Police have arrested a man suspected of sending a series of racist messages to Gina Miller, a businesswoman behind a legal challenge to the country’s plans to quit the European Union, or Brexit.
Miller, 51, has been scrutinised by the media and public since she challenged Prime Minister Theresa May’s plans to trigger the country’s EU departure without consulting lawmakers in the high court.
Born in Guyana, Miller revealed after the initial hearing in November that she had been the target of racist online trolls. 
The torrent of abuse included jibes that “I should be beheaded, gang-raped, I’m not even human, I’m a primate, I belong in a kitchen – that’s the nicest of them,” she told BBC Radio 5 Live.
London’s Metropolitan Police confirmed yesterday that a 55-year-old man from Wiltshire, south-west England, had been detained due to threats made online starting on November 3, the day after the High Court ruling.
The man was arrested on suspicion of racially aggravated malicious communications and was later released on bail. Additionally, police issued a ‘cease and desist’ order to a 38-year-old man from Fife, Scotland, on December 3 as part of the same investigation.
The campaign to leave the EU has been accused of stoking racial tensions and inflaming anti-immigrant sentiment, particularly after pro-European lawmaker Jo Cox was murdered on the street by a far-right extremist who shouted “Britain first” one week before the June vote.
The legal challenge has reignited the controversy and provoked heated debate in the British press, with three High Court judges vilified “as enemies of the people” in November after their ruling that the government must seek parliamentary approval before invoking Article 50 and kick-starting the Brexit process.
Ahead of the government’s Supreme Court appeal against that decision this week, right-wing tabloid the Daily Mail published a profile on all 11 judges and gave each of them a “Europhile rating” in a bid to show their bias towards the European Union.

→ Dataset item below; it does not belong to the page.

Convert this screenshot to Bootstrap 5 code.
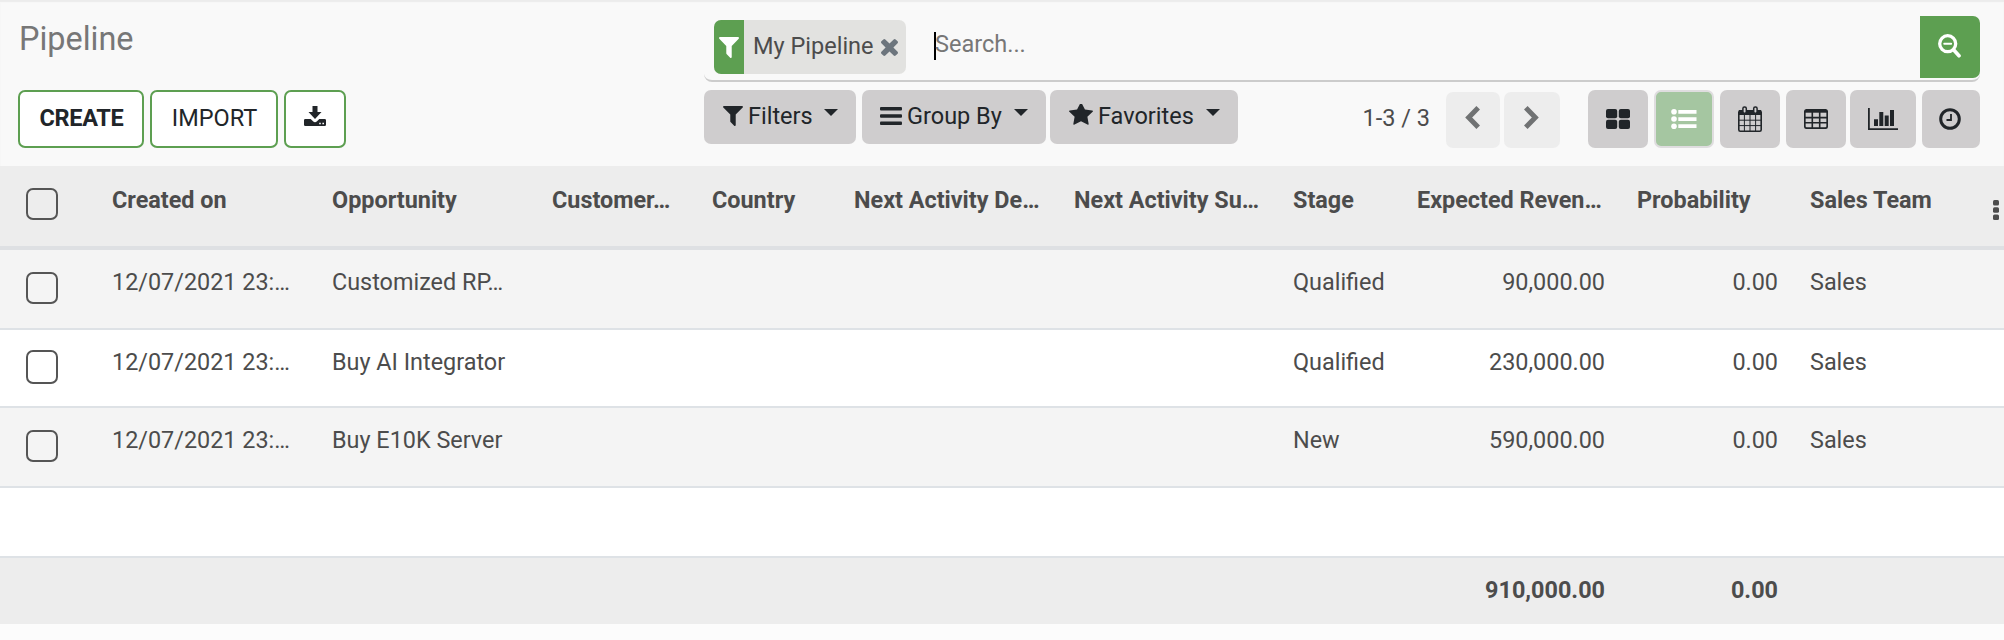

Britain’s highest court is hearing four days of evidence in the government’s appeal against the High Court ruling this week, concluding today.
Earlier yesterday, David Pannick, the lawyer acting for Miller, told the Supreme Court the June referendum, in which Britons voted for Brexit by 52% to 48%, had important political consequences but not legal ones.
“Parliament has deliberately chosen a model which does not involve any binding legal effect,” he told the 11 Supreme Court justices during an exchange on the 2015 act of parliament that set the rules for the referendum to take place.
Pannick argued that the 2015 act did not say what should happen after the referendum, and that since triggering Article 50 would effectively nullify the 1972 act through which Britain joined the EU, only parliament could authorise such a step.